Two boundaries are worth stating plainly, because honesty about scope is itself part of being audit-ready. RTD does not file Suspicious Transaction Reports, and it does not make an institution compliant with any regulation — those remain the responsibility of the institution and its compliance function. What the engine is built to ensure is narrower and concrete: when fraud risk is detected, the decision that follows is explainable, owned, timely, and provable.
Five questions that separate a control from a checkbox
The fastest way to find your own version of this gap is to stop auditing policies and start auditing decisions. Pull one high-risk case from last month and ask:
- When a transaction is unusual, can we explain why in plain language — without filing a data-science request?
- Can an analyst see the event, the entity, the replay, and the evidence in one place?
- Can we prove who reviewed the case and what changed afterward?
- Do high-risk cases age in a queue with no owner?
- Are overrides and tuning decisions governed, or handled informally?
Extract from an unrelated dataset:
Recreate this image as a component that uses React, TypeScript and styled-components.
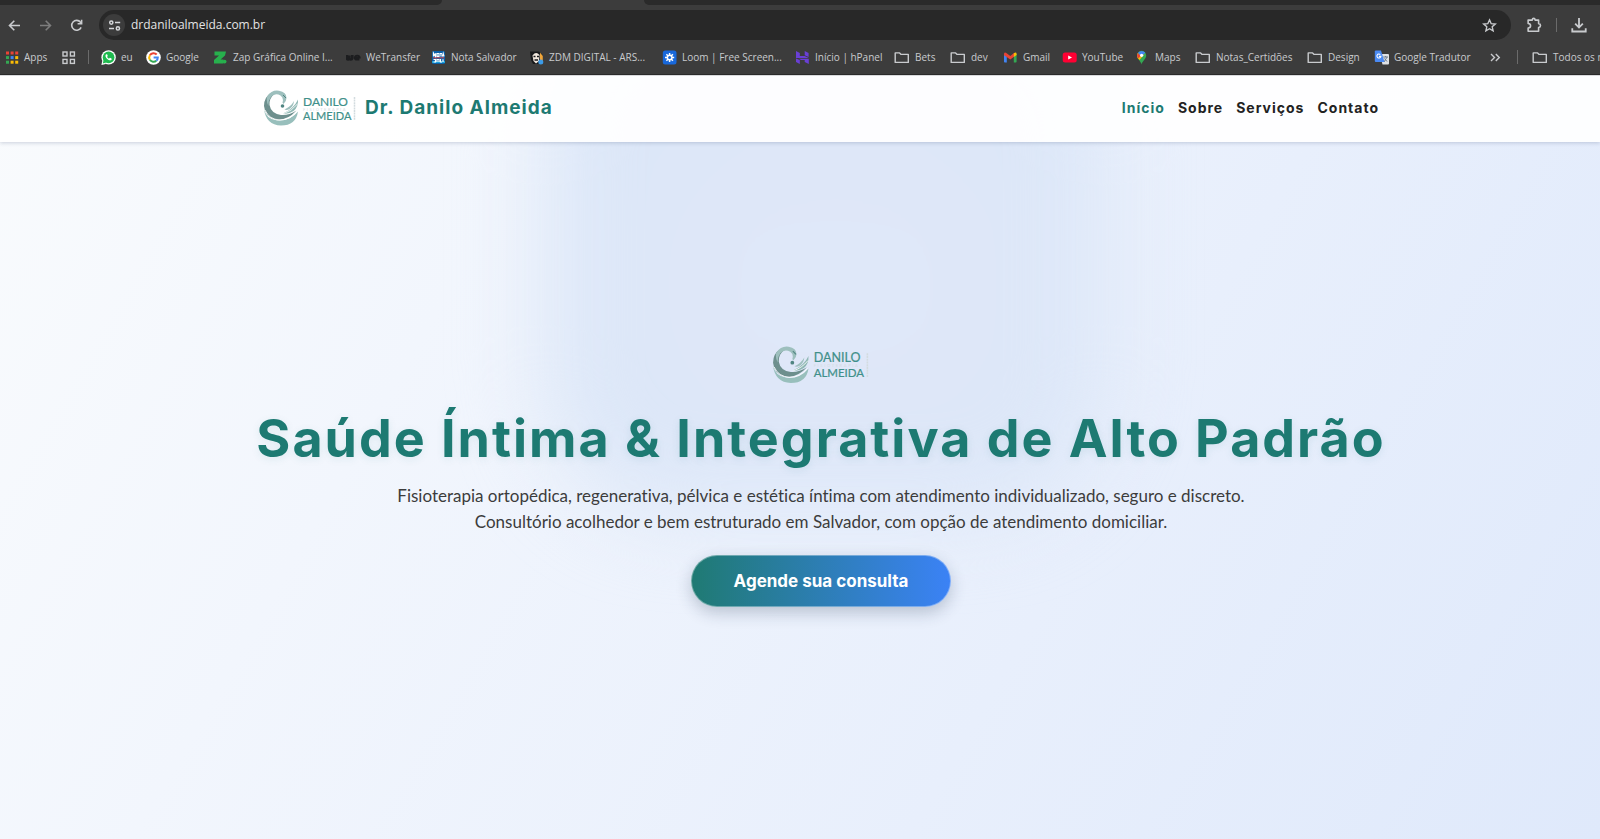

If the answers depend on tracking down the right person rather than opening the right record, the control exists on paper but not in practice. That is precisely the gap regulators are learning to test for — not whether a policy exists, but whether it produced a decision someone can stand behind. The institutions that get ahead of it will not be the ones with the most rules. They will be the ones that can show their work.